### TASK
Review the material and extract every line in which the word "styles" occurs.

### INFORMATION PROVIDED
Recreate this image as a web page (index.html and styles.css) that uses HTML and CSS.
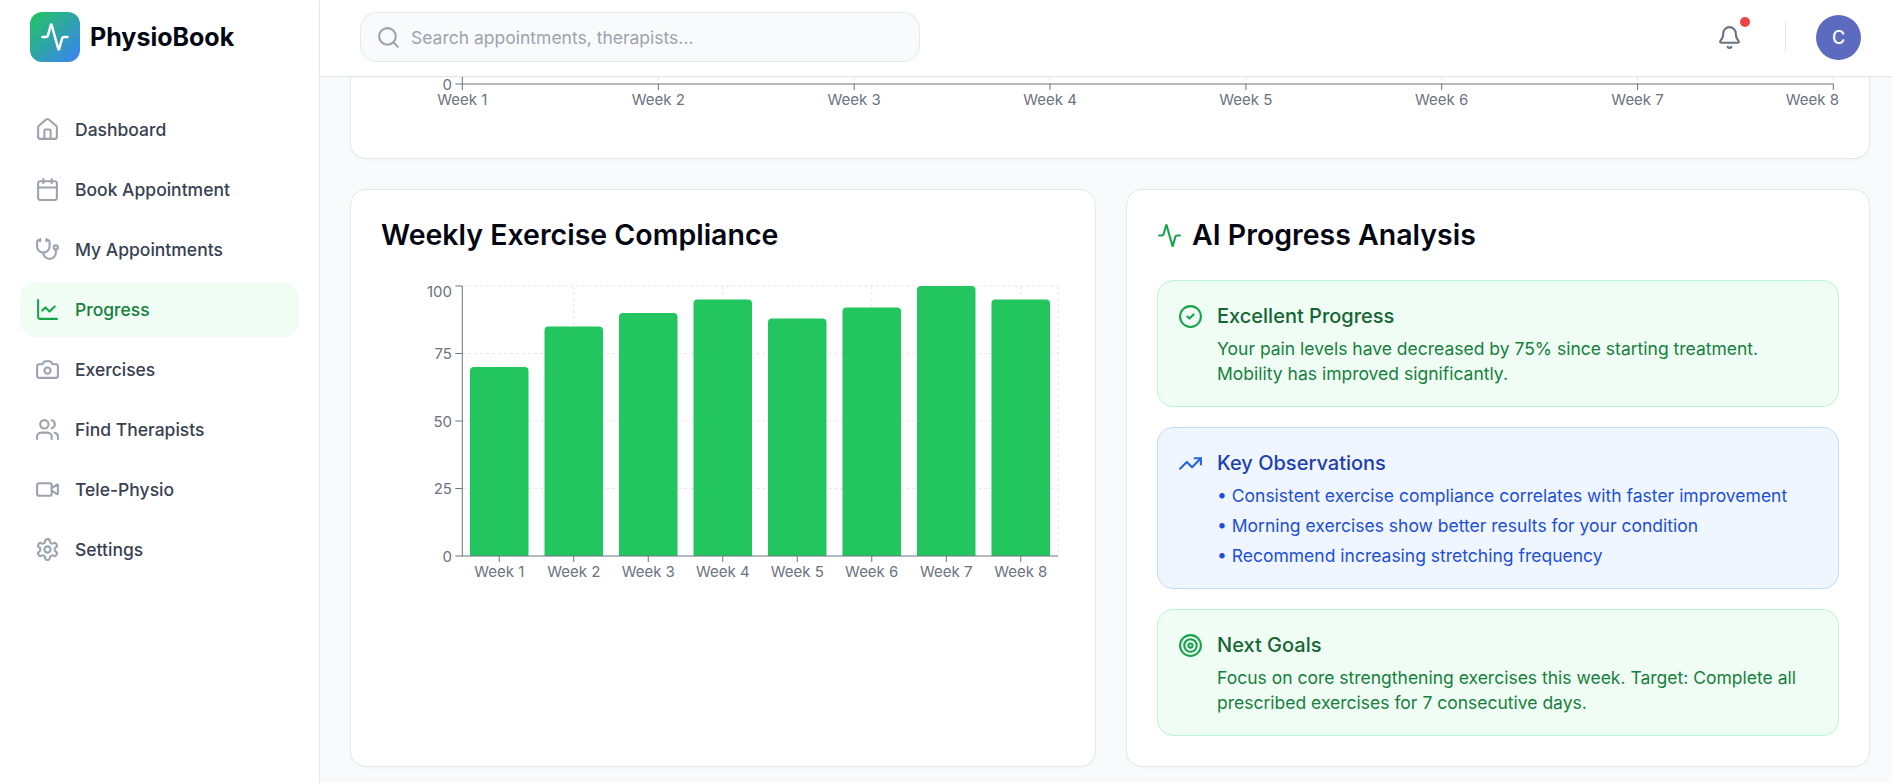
FILE: index.html
```html
<!DOCTYPE html>
<html lang="en">
<head>
<meta charset="utf-8">
<title>PhysioBook</title>
<link rel="stylesheet" href="styles.css">
</head>
<body>
<div class="app">
  <aside class="sidebar">
    <div class="brand">
      <div class="brand-mark">
        <svg class="ico-30" viewBox="0 0 24 24"><path d="M22 12h-2.48a2 2 0 0 0-1.93 1.46l-2.35 8.36a.25.25 0 0 1-.48 0L9.24 2.18a.25.25 0 0 0-.48 0l-2.35 8.36A2 2 0 0 1 4.49 12H2"/></svg>
      </div>
      <span class="brand-name">PhysioBook</span>
    </div>
    <nav class="nav">
      <a class="nav-item"><svg class="ico" viewBox="0 0 24 24"><path d="M15 21v-8a1 1 0 0 0-1-1h-4a1 1 0 0 0-1 1v8"/><path d="M3 10a2 2 0 0 1 .709-1.528l7-5.999a2 2 0 0 1 2.582 0l7 5.999A2 2 0 0 1 21 10v9a2 2 0 0 1-2 2H5a2 2 0 0 1-2-2z"/></svg>Dashboard</a>
      <a class="nav-item"><svg class="ico" viewBox="0 0 24 24"><path d="M8 2v4"/><path d="M16 2v4"/><rect x="3" y="4" width="18" height="18" rx="2"/><path d="M3 10h18"/></svg>Book Appointment</a>
      <a class="nav-item"><svg class="ico" viewBox="0 0 24 24"><path d="M11 2v2"/><path d="M5 2v2"/><path d="M5 3H4a2 2 0 0 0-2 2v4a6 6 0 0 0 12 0V5a2 2 0 0 0-2-2h-1"/><path d="M8 15a6 6 0 0 0 12 0v-3"/><circle cx="20" cy="10" r="2"/></svg>My Appointments</a>
      <a class="nav-item active"><svg class="ico" viewBox="0 0 24 24"><path d="M3 3v16a2 2 0 0 0 2 2h16"/><path d="m19 9-5 5-4-4-3 3"/></svg>Progress</a>
      <a class="nav-item"><svg class="ico" viewBox="0 0 24 24"><path d="M14.5 4h-5L7 7H4a2 2 0 0 0-2 2v9a2 2 0 0 0 2 2h16a2 2 0 0 0 2-2V9a2 2 0 0 0-2-2h-3l-2.5-3z"/><circle cx="12" cy="13" r="3"/></svg>Exercises</a>
      <a class="nav-item"><svg class="ico" viewBox="0 0 24 24"><path d="M16 21v-2a4 4 0 0 0-4-4H6a4 4 0 0 0-4 4v2"/><circle cx="9" cy="7" r="4"/><path d="M22 21v-2a4 4 0 0 0-3-3.87"/><path d="M16 3.13a4 4 0 0 1 0 7.75"/></svg>Find Therapists</a>
      <a class="nav-item"><svg class="ico" viewBox="0 0 24 24"><path d="m16 13 5.223 3.482a.5.5 0 0 0 .777-.416V7.87a.5.5 0 0 0-.752-.432L16 10.5"/><rect x="2" y="6" width="14" height="12" rx="2"/></svg>Tele-Physio</a>
      <a class="nav-item"><svg class="ico" viewBox="0 0 24 24"><path d="M12.22 2h-.44a2 2 0 0 0-2 2v.18a2 2 0 0 1-1 1.73l-.43.25a2 2 0 0 1-2 0l-.15-.08a2 2 0 0 0-2.73.73l-.22.38a2 2 0 0 0 .73 2.73l.15.1a2 2 0 0 1 1 1.72v.51a2 2 0 0 1-1 1.74l-.15.09a2 2 0 0 0-.73 2.73l.22.38a2 2 0 0 0 2.73.73l.15-.08a2 2 0 0 1 2 0l.43.25a2 2 0 0 1 1 1.73V20a2 2 0 0 0 2 2h.44a2 2 0 0 0 2-2v-.18a2 2 0 0 1 1-1.73l.43-.25a2 2 0 0 1 2 0l.15.08a2 2 0 0 0 2.73-.73l.22-.39a2 2 0 0 0-.73-2.73l-.15-.08a2 2 0 0 1-1-1.74v-.5a2 2 0 0 1 1-1.74l.15-.09a2 2 0 0 0 .73-2.73l-.22-.38a2 2 0 0 0-2.73-.73l-.15.08a2 2 0 0 1-2 0l-.43-.25a2 2 0 0 1-1-1.73V4a2 2 0 0 0-2-2z"/><circle cx="12" cy="12" r="3"/></svg>Settings</a>
    </nav>
  </aside>

  <div class="main">
    <header class="topbar">
      <div class="search">
        <svg class="ico search-ico" viewBox="0 0 24 24"><path d="m21 21-4.34-4.34"/><circle cx="11" cy="11" r="8"/></svg>
        <span class="search-text">Search appointments, therapists...</span>
      </div>
      <div class="top-actions">
        <div class="bell">
          <svg class="ico bell-ico" viewBox="0 0 24 24"><path d="M10.268 21a2 2 0 0 0 3.464 0"/><path d="M3.262 15.326A1 1 0 0 0 4 17h16a1 1 0 0 0 .74-1.673C19.41 13.956 18 12.499 18 8A6 6 0 0 0 6 8c0 4.499-1.411 5.956-2.738 7.326"/></svg>
          <span class="bell-dot"></span>
        </div>
        <span class="divider"></span>
        <div class="avatar">C</div>
      </div>
    </header>

    <div class="content">
      <section class="card card-clipped">
        <svg class="chart-top" viewBox="0 0 1458 80" width="1458" height="80">
          <g class="grid">
            <path d="M277.3 0V7M473.2 0V7M669 0V7M864.9 0V7M1060.7 0V7M1256.6 0V7M1452.3 0V7"/>
          </g>
          <g class="axis">
            <path d="M81.3 7H1452.3"/>
            <path d="M81.3 0V13"/>
            <path d="M74.3 7H81.3"/>
            <path d="M277.3 7V13M473.2 7V13M669 7V13M864.9 7V13M1060.7 7V13M1256.6 7V13M1452.3 7V13"/>
          </g>
          <g class="ticks">
            <text x="71" y="12.5" text-anchor="end">0</text>
            <text x="81.3" y="27.5" text-anchor="middle">Week 1</text>
            <text x="277.3" y="27.5" text-anchor="middle">Week 2</text>
            <text x="473.2" y="27.5" text-anchor="middle">Week 3</text>
            <text x="669" y="27.5" text-anchor="middle">Week 4</text>
            <text x="864.9" y="27.5" text-anchor="middle">Week 5</text>
            <text x="1060.7" y="27.5" text-anchor="middle">Week 6</text>
            <text x="1256.6" y="27.5" text-anchor="middle">Week 7</text>
            <text x="1458" y="27.5" text-anchor="end">Week 8</text>
          </g>
        </svg>
      </section>

      <div class="columns">
        <section class="card panel">
          <h2 class="panel-title">Weekly Exercise Compliance</h2>
          <svg class="chart-bars" viewBox="0 0 683 310" width="683" height="310">
            <g class="grid">
              <path d="M81.3 6H677.3M81.3 73.5H677.3M81.3 141H677.3M81.3 208.5H677.3"/>
              <path d="M192.75 6V276M341.75 6V276M490.75 6V276M639.75 6V276M677.3 6V276"/>
            </g>
            <g class="bars">
              <path d="M89 276V91a4 4 0 0 1 4-4h50.5a4 4 0 0 1 4 4V276z"/>
              <path d="M163.5 276V50.5a4 4 0 0 1 4-4H218a4 4 0 0 1 4 4V276z"/>
              <path d="M238 276V37a4 4 0 0 1 4-4h50.5a4 4 0 0 1 4 4V276z"/>
              <path d="M312.5 276V23.500a4 4 0 0 1 4-4H367a4 4 0 0 1 4 4V276z"/>
              <path d="M387 276V42.400a4 4 0 0 1 4-4h50.500a4 4 0 0 1 4 4V276z"/>
              <path d="M461.500 276V31.600a4 4 0 0 1 4-4H516a4 4 0 0 1 4 4V276z"/>
              <path d="M536 276V10a4 4 0 0 1 4-4h50.500a4 4 0 0 1 4 4V276z"/>
              <path d="M610.500 276V23.500a4 4 0 0 1 4-4H665a4 4 0 0 1 4 4V276z"/>
            </g>
            <g class="axis">
              <path d="M81.300 6V276H677.300"/>
              <path d="M74.300 6H81.300M74.300 73.500H81.300M74.300 141H81.300M74.300 208.500H81.300M74.300 276H81.300"/>
              <path d="M118.250 276V282M192.750 276V282M267.250 276V282M341.750 276V282M416.250 276V282M490.750 276V282M565.250 276V282M639.750 276V282"/>
            </g>
            <g class="ticks">
              <text x="71" y="17.200" text-anchor="end">100</text>
              <text x="71" y="79" text-anchor="end">75</text>
              <text x="71" y="146.500" text-anchor="end">50</text>
              <text x="71" y="214" text-anchor="end">25</text>
              <text x="71" y="281.500" text-anchor="end">0</text>
              <text x="118.250" y="296.500" text-anchor="middle">Week 1</text>
              <text x="192.750" y="296.500" text-anchor="middle">Week 2</text>
              <text x="267.250" y="296.500" text-anchor="middle">Week 3</text>
              <text x="341.750" y="296.500" text-anchor="middle">Week 4</text>
              <text x="416.250" y="296.500" text-anchor="middle">Week 5</text>
              <text x="490.750" y="296.500" text-anchor="middle">Week 6</text>
              <text x="565.250" y="296.500" text-anchor="middle">Week 7</text>
              <text x="639.750" y="296.500" text-anchor="middle">Week 8</text>
            </g>
          </svg>
        </section>

        <section class="card panel">
          <h2 class="panel-title with-icon">
            <svg class="ico ico-heading" viewBox="0 0 24 24"><path d="M22 12h-2.48a2 2 0 0 0-1.93 1.46l-2.35 8.36a.25.25 0 0 1-.48 0L9.24 2.18a.25.25 0 0 0-.48 0l-2.35 8.36A2 2 0 0 1 4.49 12H2"/></svg>
            AI Progress Analysis
          </h2>
          <div class="insights">
            <article class="insight green">
              <svg class="ico insight-ico" viewBox="0 0 24 24"><circle cx="12" cy="12" r="10"/><path d="m9 12 2 2 4-4"/></svg>
              <div>
                <h3 class="insight-title">Excellent Progress</h3>
                <p class="insight-text">Your pain levels have decreased by 75% since starting treatment. Mobility has improved significantly.</p>
              </div>
            </article>
            <article class="insight blue">
              <svg class="ico insight-ico" viewBox="0 0 24 24"><path d="M16 7h6v6"/><path d="m22 7-8.5 8.5-5-5L2 17"/></svg>
              <div>
                <h3 class="insight-title">Key Observations</h3>
                <ul class="insight-list">
                  <li>• Consistent exercise compliance correlates with faster improvement</li>
                  <li>• Morning exercises show better results for your condition</li>
                  <li>• Recommend increasing stretching frequency</li>
                </ul>
              </div>
            </article>
            <article class="insight green">
              <svg class="ico insight-ico" viewBox="0 0 24 24"><circle cx="12" cy="12" r="10"/><circle cx="12" cy="12" r="6"/><circle cx="12" cy="12" r="2"/></svg>
              <div>
                <h3 class="insight-title">Next Goals</h3>
                <p class="insight-text">Focus on core strengthening exercises this week. Target: Complete all prescribed exercises for 7 consecutive days.</p>
              </div>
            </article>
          </div>
        </section>
      </div>
    </div>
  </div>
</div>
</body>
</html>
```

FILE: styles.css
```css
* { box-sizing: border-box; }
html, body { margin: 0; height: 100%; overflow: hidden; }
body { font-family: Inter, "Liberation Sans", sans-serif; background: #f9fafb; color: #111827; }
h2, h3, p, ul { margin: 0; padding: 0; }
ul { list-style: none; }

.app { display: flex; height: 783px; }

.ico, .ico-30 { fill: none; stroke: currentColor; stroke-width: 2; stroke-linecap: round; stroke-linejoin: round; flex: none; }
.ico { width: 25px; height: 25px; display: block; }
.ico-30 { width: 30px; height: 30px; color: #fff; }

.sidebar { width: 320px; flex: none; background: #fff; border-right: 1px solid #e5e7eb; padding: 12px 20px 0; }
.brand { display: flex; align-items: center; gap: 10px; padding-left: 10px; }
.brand-mark { width: 50px; height: 50px; border-radius: 12px; background: linear-gradient(135deg, #22c55e, #3b82f6); display: flex; align-items: center; justify-content: center; }
.brand-name { font-size: 25px; font-weight: 700; color: #030712; line-height: 36px; }

.nav { margin-top: 40px; display: flex; flex-direction: column; gap: 5px; }
.nav-item { height: 55px; border-radius: 16px; padding: 0 15px; display: flex; align-items: center; gap: 15px; font-size: 17.5px; font-weight: 500; color: #374151; }
.nav-item .ico { color: #9ca3af; }
.nav-item.active { background: #f0fdf4; color: #15803d; }
.nav-item.active .ico { color: #16a34a; }

.main { flex: 1; min-width: 0; display: flex; flex-direction: column; }

.topbar { height: 77px; flex: none; background: #fff; border-bottom: 1px solid #e5e7eb; box-shadow: 0 1px 2px rgba(0,0,0,.03); padding: 12px 31px 0 40px; display: flex; justify-content: space-between; align-items: flex-start; position: relative; z-index: 1; }
.search { width: 560px; height: 50px; border: 1px solid #e5e7eb; border-radius: 16px; background: #f9fafb; display: flex; align-items: center; gap: 10px; padding-left: 15px; }
.search-ico { color: #9ca3af; }
.search-text { font-size: 17.5px; color: #9ca3af; }
.top-actions { display: flex; align-items: center; height: 50px; }
.bell { position: relative; width: 25px; height: 25px; margin-right: 43px; color: #6b7280; }
.bell-dot { position: absolute; top: -8px; left: 23px; width: 10px; height: 10px; border-radius: 50%; background: #ef4444; }
.divider { width: 1px; height: 30px; background: #e5e7eb; margin-right: 30px; }
.avatar { width: 45px; height: 45px; border-radius: 50%; background: #5c6bc0; color: #fff; font-size: 18px; font-weight: 500; display: flex; align-items: center; justify-content: center; }

.content { flex: 1; min-height: 0; padding: 0 22px 0 30px; display: flex; flex-direction: column; gap: 30px; }
.card { background: #fff; border: 1px solid #e5e7eb; border-radius: 16px; box-shadow: 0 1px 2px rgba(0,0,0,.03); }
.card-clipped { height: 82px; flex: none; border-top: 0; border-radius: 0 0 16px 16px; padding-left: 30px; overflow: hidden; }

.chart-top, .chart-bars { display: block; }
.grid path { fill: none; stroke: #e2e8f0; stroke-width: 1; stroke-dasharray: 3 3; }
.axis path { fill: none; stroke: #6b7280; stroke-width: 1; }
.bars path { fill: #22c55e; }
.ticks text { font-family: Inter, sans-serif; font-size: 15px; fill: #6b7280; }

.columns { display: grid; grid-template-columns: 746px 1fr; gap: 30px; height: 578px; flex: none; }
.panel { padding: 30px; }
.panel-title { font-size: 28.5px; font-weight: 600; line-height: 30px; color: #030712; margin-bottom: 30px; }
.with-icon { display: flex; align-items: center; gap: 10px; }
.ico-heading { color: #16a34a; }

.insights { display: flex; flex-direction: column; gap: 20px; }
.insight { display: flex; gap: 14px; padding: 20px; border: 1px solid; border-radius: 16px; }
.insight-ico { margin-top: 3px; }
.insight-title { font-size: 20px; font-weight: 500; line-height: 30px; margin-bottom: 6px; }
.insight-text { font-size: 17.5px; line-height: 24.64px; }
.insight-list { display: flex; flex-direction: column; gap: 5px; font-size: 17.5px; line-height: 24.64px; }
.green { background: #f0fdf4; border-color: #bbf7d0; }
.green .insight-ico { color: #16a34a; }
.green .insight-title { color: #166534; }
.green .insight-text { color: #15803d; }
.blue { background: #eff6ff; border-color: #bfdbfe; }
.blue .insight-ico { color: #2563eb; }
.blue .insight-title { color: #1e40af; }
.blue .insight-list { color: #1d4ed8; }
```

### WRITTEN REPLY
Recreate this image as a web page (index.html and styles.css) that uses HTML and CSS.
<link rel="stylesheet" href="styles.css">
FILE: styles.css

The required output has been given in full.